Nothing saved some exclusive features for its flagship Phone 3. "Pocket mode" automatically turns off the Glyph Matrix when it detects the phone is in your pocket, preventing accidental battery drain. More playful additions include "toys" that display an hourglass animation or show the Moon's current position right on the dot-matrix - the kind of delightful details that separate Nothing from more utilitarian Android makers.
The rollout schedule reveals Nothing's current device hierarchy. Phone 3 users get the update starting today, with other Nothing devices following "over the coming weeks." CMF devices, Nothing's budget sub-brand, will receive Nothing OS 4.0 before year's end. But Phone 3A Lite owners will wait until early 2026, suggesting the entry-level device can't handle all the new features.
What's interesting is how Nothing is positioning itself in the Android 16 conversation. While Google focuses on AI integration and notification improvements, Nothing is using hardware differentiation to stand out. The Glyph Interface was always a bet that people want their phones to communicate information without requiring direct interaction - and Live Updates integration proves that vision is starting to pay off.
This positions Nothing uniquely as Android manufacturers scramble to differentiate their software experiences. Samsung leans heavily on productivity features, OnePlus focuses on performance, and Nothing is carving out the "ambient information" niche with hardware-software integration that actually makes sense.

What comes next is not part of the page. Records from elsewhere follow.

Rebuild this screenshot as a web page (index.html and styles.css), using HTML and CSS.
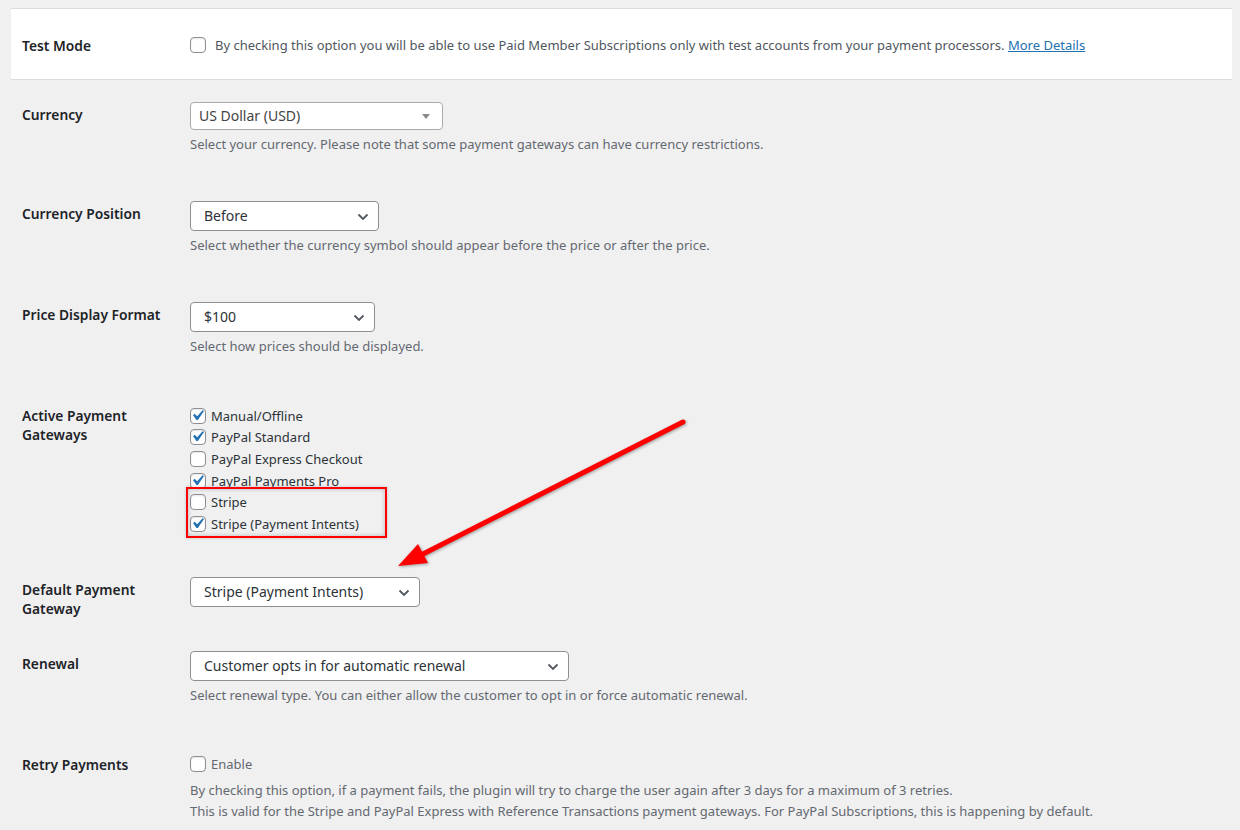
FILE: index.html
```html
<!DOCTYPE html>
<html lang="en">

<head>
  <meta charset="UTF-8">
  <title>Payments Settings</title>
  <link rel="stylesheet" href="styles.css">
</head>

<body>
  <div class="page">
    <div class="test-box">
      <div class="label">Test Mode</div>
      <div class="field">
        <label class="check check-test"><span class="box"></span><span>By checking this option you will be able to use Paid Member Subscriptions only with test accounts from your payment processors. <a href="#">More Details</a></span></label>
      </div>
    </div>

    <div class="row row-currency">
      <div class="label">Currency</div>
      <div class="field">
        <div class="select2">US Dollar (USD)<span class="tri"></span></div>
        <p class="desc">Select your currency. Please note that some payment gateways can have currency restrictions.</p>
      </div>
    </div>

    <div class="row row-next">
      <div class="label">Currency Position</div>
      <div class="field">
        <div class="select w-position">Before
          <svg class="chev" width="12" height="8" viewBox="0 0 12 8"><path d="M1.5 1.5 6 6l4.5-4.5" /></svg>
        </div>
        <p class="desc">Select whether the currency symbol should appear before the price or after the price.</p>
      </div>
    </div>

    <div class="row row-next">
      <div class="label">Price Display Format</div>
      <div class="field">
        <div class="select w-price">$100
          <svg class="chev" width="12" height="8" viewBox="0 0 12 8"><path d="M1.5 1.5 6 6l4.5-4.5" /></svg>
        </div>
        <p class="desc">Select how prices should be displayed.</p>
      </div>
    </div>

    <div class="row row-gateways">
      <div class="label label-flush">Active Payment<br>Gateways</div>
      <div class="field gateways">
        <label class="check"><span class="box checked"><svg viewBox="0 0 20 20"><path d="M14.83 4.89l1.34.94-5.81 8.38H9.02L5.78 9.67l1.34-1.25 2.57 2.4z" /></svg></span>Manual/Offline</label>
        <label class="check"><span class="box checked"><svg viewBox="0 0 20 20"><path d="M14.83 4.89l1.34.94-5.81 8.38H9.02L5.78 9.67l1.34-1.25 2.57 2.4z" /></svg></span>PayPal Standard</label>
        <label class="check"><span class="box"></span>PayPal Express Checkout</label>
        <label class="check"><span class="box checked"><svg viewBox="0 0 20 20"><path d="M14.83 4.89l1.34.94-5.81 8.38H9.02L5.78 9.67l1.34-1.25 2.57 2.4z" /></svg></span>PayPal Payments Pro</label>
        <label class="check"><span class="box"></span>Stripe</label>
        <label class="check"><span class="box checked"><svg viewBox="0 0 20 20"><path d="M14.83 4.89l1.34.94-5.81 8.38H9.02L5.78 9.67l1.34-1.25 2.57 2.4z" /></svg></span>Stripe (Payment Intents)</label>
        <div class="highlight"></div>
      </div>
    </div>

    <div class="row row-default">
      <div class="label">Default Payment<br>Gateway</div>
      <div class="field">
        <div class="select w-default">Stripe (Payment Intents)
          <svg class="chev" width="12" height="8" viewBox="0 0 12 8"><path d="M1.5 1.5 6 6l4.5-4.5" /></svg>
        </div>
      </div>
    </div>

    <div class="row row-renewal">
      <div class="label">Renewal</div>
      <div class="field">
        <div class="select w-renewal">Customer opts in for automatic renewal
          <svg class="chev" width="12" height="8" viewBox="0 0 12 8"><path d="M1.5 1.5 6 6l4.5-4.5" /></svg>
        </div>
        <p class="desc">Select renewal type. You can either allow the customer to opt in or force automatic renewal.</p>
      </div>
    </div>

    <div class="row row-retry">
      <div class="label label-flush">Retry Payments</div>
      <div class="field">
        <label class="check check-muted"><span class="box"></span>Enable</label>
        <p class="desc desc-retry">By checking this option, if a payment fails, the plugin will try to charge the user again after 3 days for a maximum of 3 retries.<br>This is valid for the Stripe and PayPal Express with Reference Transactions payment gateways. For PayPal Subscriptions, this is happening by default.</p>
      </div>
    </div>

    <svg class="arrow" width="1240" height="830" viewBox="0 0 1240 830">
      <line x1="683" y1="422" x2="421" y2="555" />
      <polygon points="398,566 418,544 428,563" />
    </svg>
  </div>
</body>

</html>
```

FILE: styles.css
```css
* {
  box-sizing: border-box;
}

body {
  margin: 0;
  padding: 0;
  background: #f0f0f1;
  font-family: 'Noto Sans', 'Liberation Sans', sans-serif;
  font-size: 13px;
  color: #3c434a;
}

.page {
  position: relative;
  height: 830px;
  padding-top: 8px;
  overflow: hidden;
}

.test-box {
  display: flex;
  align-items: center;
  height: 72px;
  margin-left: 11px;
  width: 1221px;
  padding: 1px 0 0 11px;
  background: white;
  border-top: 1px solid #dcdcde;
  border-bottom: 1px solid #dcdcde;
}

.row {
  display: flex;
  align-items: flex-start;
  margin-left: 11px;
  padding-left: 11px;
}

.label {
  width: 168px;
  flex-shrink: 0;
  padding-top: 3px;
  font-weight: 600;
  font-size: 13.8px;
  line-height: 19px;
  color: #1d2327;
}

.test-box .label {
  padding-top: 2px;
}

.label-flush {
  padding-top: 1px;
}

.field {
  position: relative;
}

.row-currency {
  margin-top: 22px;
}

.row-next {
  margin-top: 47px;
}

.row-gateways {
  margin-top: 49px;
}

.row-default {
  margin-top: 42px;
}

.row-renewal {
  margin-top: 33px;
}

.row-retry {
  margin-top: 49px;
}

/* checkboxes */
.check {
  display: flex;
  align-items: center;
  height: 21.6px;
  color: #2c3338;
  font-size: 13px;
}

.check-test {
  color: #50575e;
}

.check-muted {
  color: #646970;
}

.box {
  position: relative;
  width: 16px;
  height: 16px;
  flex-shrink: 0;
  margin-right: 5px;
  background: white;
  border: 1px solid #8c8f94;
  border-radius: 4px;
  box-shadow: inset 0 1px 2px rgba(0, 0, 0, 0.1);
}

.check-test .box {
  margin-right: 9px;
}

.box svg {
  position: absolute;
  top: -4px;
  left: -4px;
  width: 21px;
  height: 21px;
  fill: #2271b1;
}

a {
  color: #2271b1;
  text-decoration: underline;
}

/* selects */
.select2 {
  position: relative;
  width: 253px;
  height: 28px;
  padding-left: 8px;
  line-height: 26px;
  font-size: 14px;
  color: #444;
  background: white;
  border: 1px solid #aaa;
  border-radius: 4px;
}

.tri {
  position: absolute;
  right: 12px;
  top: 11px;
  border-style: solid;
  border-width: 5px 4px 0 4px;
  border-color: #888 transparent transparent transparent;
}

.select {
  position: relative;
  height: 30px;
  padding-left: 13px;
  line-height: 28px;
  font-size: 14px;
  color: #2c3338;
  background: white;
  border: 1px solid #8c8f94;
  border-radius: 4px;
}

.chev {
  position: absolute;
  right: 9px;
  top: 11px;
  fill: none;
  stroke: #50575e;
  stroke-width: 1.8;
}

.w-position {
  width: 189px;
}

.w-price {
  width: 185px;
}

.w-default {
  width: 230px;
}

.w-renewal {
  width: 379px;
}

.desc {
  margin: 4px 0 0;
  line-height: 20px;
  font-size: 13px;
  color: #646970;
}

.desc-retry {
  margin-top: 5px;
  line-height: 21px;
}

/* annotations */
.highlight {
  position: absolute;
  left: -4px;
  top: 82px;
  width: 201px;
  height: 51px;
  border: 2px solid #f00;
  box-shadow: inset 0 0 4px rgba(0, 0, 0, 0.25), 0 0 3px rgba(0, 0, 0, 0.2);
}

.arrow {
  position: absolute;
  left: 0;
  top: 0;
  pointer-events: none;
  filter: drop-shadow(1px 1px 1.5px rgba(0, 0, 0, 0.35));
}

.arrow line {
  stroke: #f00;
  stroke-width: 5;
  stroke-linecap: round;
}

.arrow polygon {
  fill: #f00;
}
```
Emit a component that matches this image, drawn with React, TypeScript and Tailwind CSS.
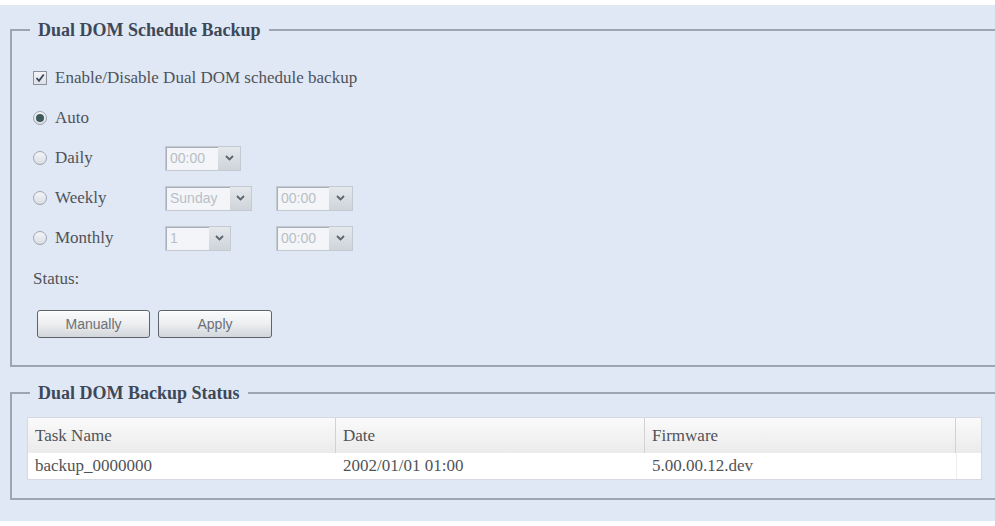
import React from "react";

function Radio({ checked }: { checked?: boolean }) {
  return (
    <div className="w-[14px] h-[14px] rounded-full border border-[#9ea5ae] bg-gradient-to-b from-[#f4f5f7] to-[#d9dde2] flex items-center justify-center shrink-0">
      {checked && <div className="w-[8px] h-[8px] rounded-full bg-[#3f5a5c]" />}
    </div>
  );
}

function Select({ w, tw, text }: { w: number; tw: number; text: string }) {
  return (
    <div className="flex h-[25px] border border-[#c4cad2] bg-[#dde2e8]" style={{ width: w }}>
      <div
        className="h-full border-t border-l border-[#a9b0b9] bg-[#f3f5f8] flex items-center pl-[3px] text-[14px] text-[#b9bfc7] font-['Liberation_Sans',Arial,sans-serif] overflow-hidden whitespace-nowrap"
        style={{ width: tw }}
      >
        {text}
      </div>
      <div className="flex-1 h-full bg-gradient-to-b from-[#e4e8ec] to-[#cfd4da] flex items-center justify-center">
        <svg width="9" height="6" viewBox="0 0 9 6">
          <path d="M1 1 L4.5 4.5 L8 1" fill="none" stroke="#5d646c" strokeWidth="1.8" />
        </svg>
      </div>
    </div>
  );
}

function Btn({ label, w }: { label: string; w: number }) {
  return (
    <div
      className="h-[28px] rounded-[3px] border border-[#5d636b] bg-gradient-to-b from-[#fbfbfc] via-[#eceef0] to-[#d3d6da] shadow-[inset_0_1px_0_#ffffff] flex items-center justify-center text-[14px] text-[#6c7076] font-['Liberation_Sans',Arial,sans-serif]"
      style={{ width: w }}
    >
      {label}
    </div>
  );
}

export default function App() {
  return (
    <div className="w-[995px] h-[526px] bg-white overflow-hidden font-['Liberation_Serif','Times_New_Roman',serif] text-[17px] text-[#4f5358]">
      <div className="mt-[5px] h-[516px] bg-[#e0e8f6] pt-[15px] overflow-hidden">
        <fieldset className="ml-[10px] mr-[-20px] border-2 border-[#9ba5b3] pl-[21px] pt-[18px] pb-[27px]">
          <legend className="ml-[-3px] px-2 leading-[20px] text-[18px] font-bold text-[#3d4858]">
            Dual DOM Schedule Backup
          </legend>
          <div className="h-[40px] flex items-center gap-[8px]">
            <div className="w-[14px] h-[14px] border border-[#8c929b] bg-gradient-to-b from-[#f4f5f7] to-[#dde0e4] flex items-center justify-center">
              <svg width="10" height="10" viewBox="0 0 10 10">
                <path d="M1.5 5 L4 7.8 L8.8 1.5" fill="none" stroke="#3b4660" strokeWidth="1.8" />
              </svg>
            </div>
            <span>Enable/Disable Dual DOM schedule backup</span>
          </div>
          <div className="h-[40px] flex items-center gap-[8px]">
            <Radio checked />
            <span>Auto</span>
          </div>
          <div className="h-[40px] flex items-center">
            <div className="w-[132px] flex items-center gap-[8px]">
              <Radio />
              <span>Daily</span>
            </div>
            <Select w={76} tw={52} text="00:00" />
          </div>
          <div className="h-[40px] flex items-center">
            <div className="w-[132px] flex items-center gap-[8px]">
              <Radio />
              <span>Weekly</span>
            </div>
            <Select w={87} tw={64} text="Sunday" />
            <div className="w-[24px]" />
            <Select w={77} tw={52} text="00:00" />
          </div>
          <div className="h-[40px] flex items-center">
            <div className="w-[132px] flex items-center gap-[8px]">
              <Radio />
              <span>Monthly</span>
            </div>
            <Select w={66} tw={43} text="1" />
            <div className="w-[45px]" />
            <Select w={77} tw={52} text="00:00" />
          </div>
          <div className="h-[42px] flex items-center">Status:</div>
          <div className="mt-[10px] ml-[4px] flex gap-[8px]">
            <Btn label="Manually" w={113} />
            <Btn label="Apply" w={114} />
          </div>
        </fieldset>

        <fieldset className="mt-[16px] ml-[10px] mr-[-20px] border-2 border-[#9ba5b3] pl-[15px] pt-[14px] pb-[18px]">
          <legend className="ml-[3px] px-2 leading-[20px] text-[18px] font-bold text-[#3d4858]">
            Dual DOM Backup Status
          </legend>
          <div className="w-[955px] border border-[#d6dae0] bg-white">
            <div className="grid grid-cols-[308px_309px_311px_25px] h-[35px] bg-gradient-to-b from-[#fafafa] to-[#ebebeb]">
              <div className="flex items-center pl-[7px] border-r border-[#d2d2d2]">Task Name</div>
              <div className="flex items-center pl-[7px] border-r border-[#d2d2d2]">Date</div>
              <div className="flex items-center pl-[7px] border-r border-[#d2d2d2]">Firmware</div>
              <div />
            </div>
            <div className="grid grid-cols-[308px_309px_311px_25px] h-[26px] bg-white">
              <div className="flex items-center pl-[7px]">backup_0000000</div>
              <div className="flex items-center pl-[7px]">2002/01/01 01:00</div>
              <div className="flex items-center pl-[7px]">5.00.00.12.dev</div>
              <div className="border-l border-[#eeeeee]" />
            </div>
          </div>
        </fieldset>
      </div>
    </div>
  );
}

Nothing OS 4.0 represents the clearest vision yet of how hardware and software can work together to create genuinely new user experiences. While other Android makers focus on specs and AI features, Nothing is betting that ambient information display will define the next era of smartphone interaction. The staggered rollout through early 2026 gives the company time to refine these features, but early adopters with the Phone 3 get to experience what might be the future of smartphone notifications today.